Having defined the loss, we can backprop directly on it using *.backward()* as usual, calculating the gradients (remember also to clean them each time).

In [59]:
net.zero_grad() # Clear the gradients
loss.backward() 

We can also follow the computation backward, identifying which functions are called.

In [61]:
print(loss.grad_fn)
print(loss.grad_fn.next_functions[0][0])
print(loss.grad_fn.next_functions[0][0].next_functions[0][0])

<NllLossBackward object at 0x10edf0f98>
<LogSoftmaxBackward object at 0x10edf07f0>
<ReluBackward object at 0x10edf0f98>


We can see that, as I suspected, the CrossEntropyLoss automatically performs a LogSoftmax operation.

Given that PyTorch allows a great control over the gradients, we can inspect them directly (not possible in TF):

In [62]:
print(net.conv1.bias.grad)

tensor(1.00000e-02 *
       [ 0.6627,  0.4830, -0.9244,  0.8536,  0.3521,  0.7296,  1.8234,
         2.5440,  0.5693,  0.9661,  0.7899, -1.4543,  0.8642, -0.4157,
        -2.1407, -2.1223,  0.4236, -1.0479,  1.6950,  2.3712, -2.3934,
        -1.7147, -2.8960,  1.3432, -2.8582, -0.8453, -0.7836, -0.2788,
        -1.1999, -0.0280, -1.2987,  0.1399])


The last missing piece is the optimizer: we could use the same strategy as in the previous part with Gradient Descent, just by subtracting the gradients scaled of a given learning rate.

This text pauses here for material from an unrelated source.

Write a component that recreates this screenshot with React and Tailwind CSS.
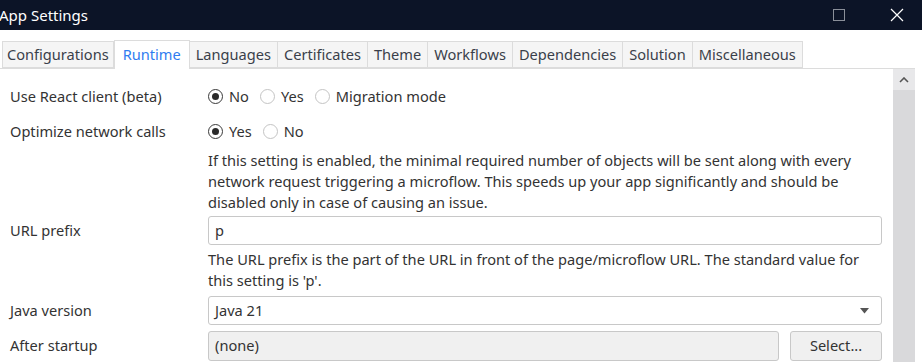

But this time, instead, we will use the built-in optim package, which includes not only SGD but also other optimizers. 

How optimizer are handled in PyTorch is quite similar to TF.

In [64]:
import torch.optim as optim

optimizer = optim.SGD(net.parameters(), lr=0.01)

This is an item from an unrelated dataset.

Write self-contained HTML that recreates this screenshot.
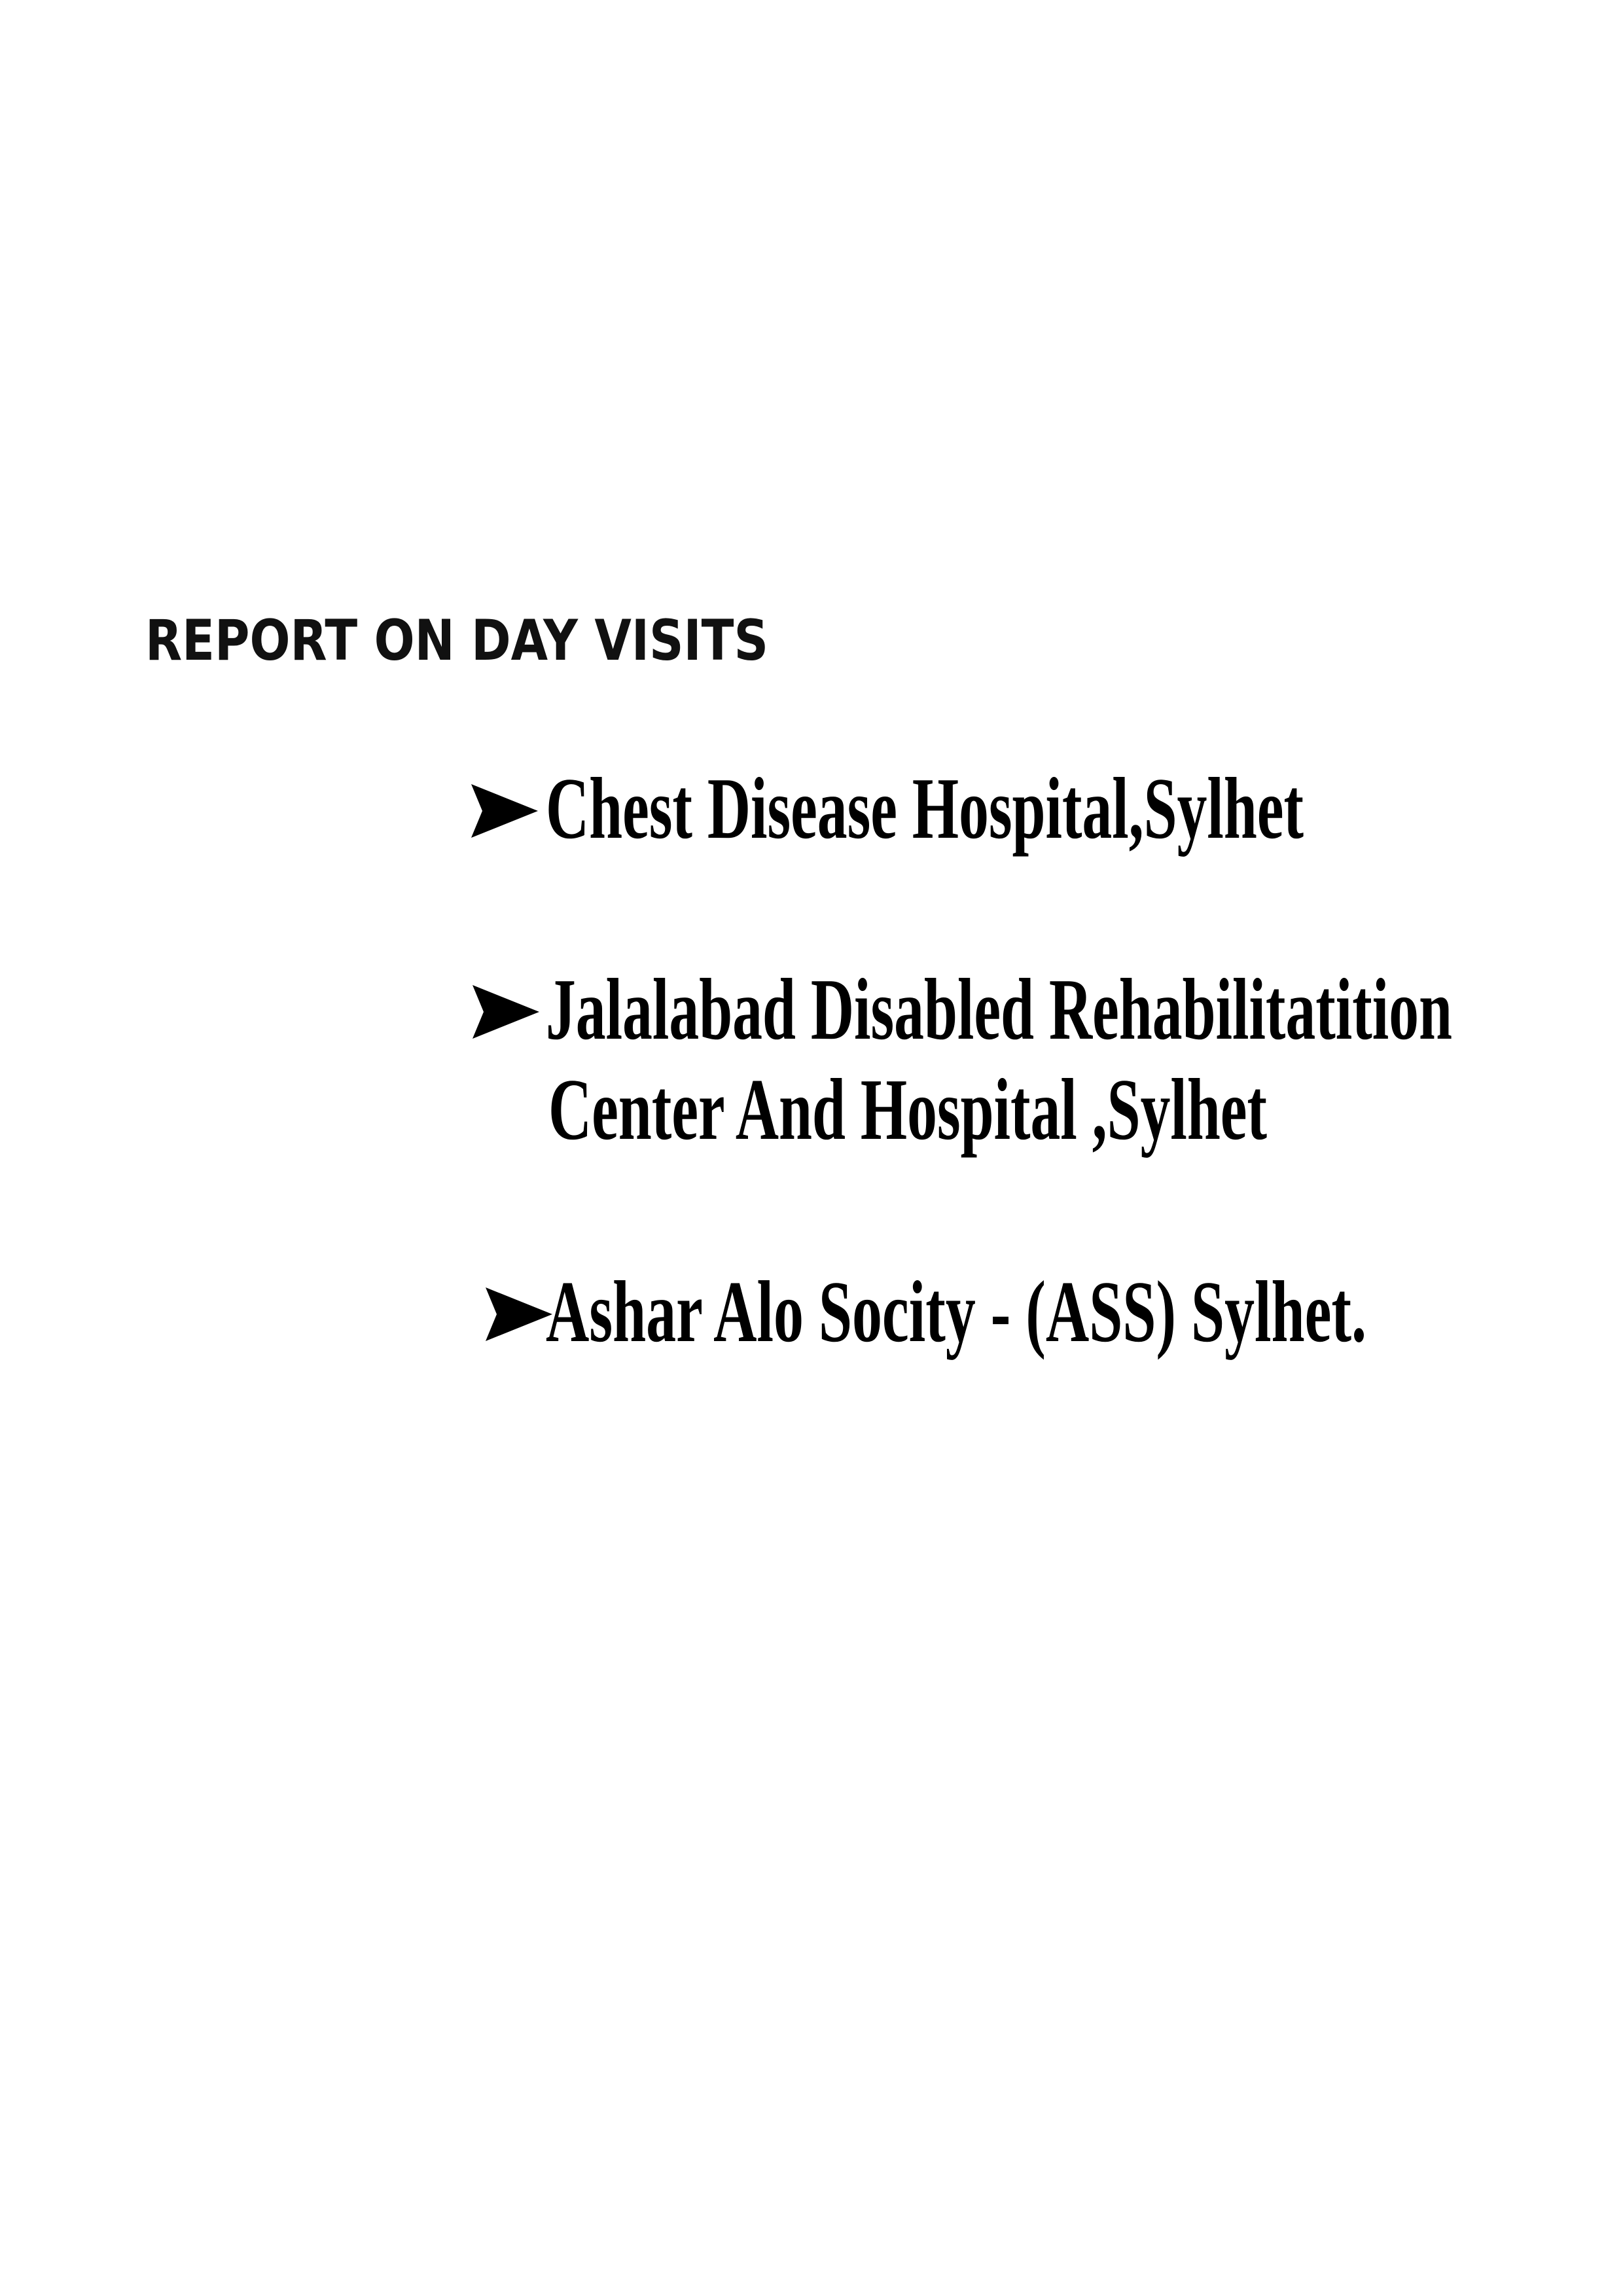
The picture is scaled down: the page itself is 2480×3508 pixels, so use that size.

# This is one pass of the optimizer
optimizer.zero_grad()                 # Clear the gradients
output = net(random_input)            # Compute outputs
loss = criterion(output, target)      # Compute loss
loss.backward()                       # Backward pass
optimizer.step()                      # Optimization step

And that's it, all we need to know to implement basic neural networks is here. In the next part we will train this architecture on the MNIST dataset.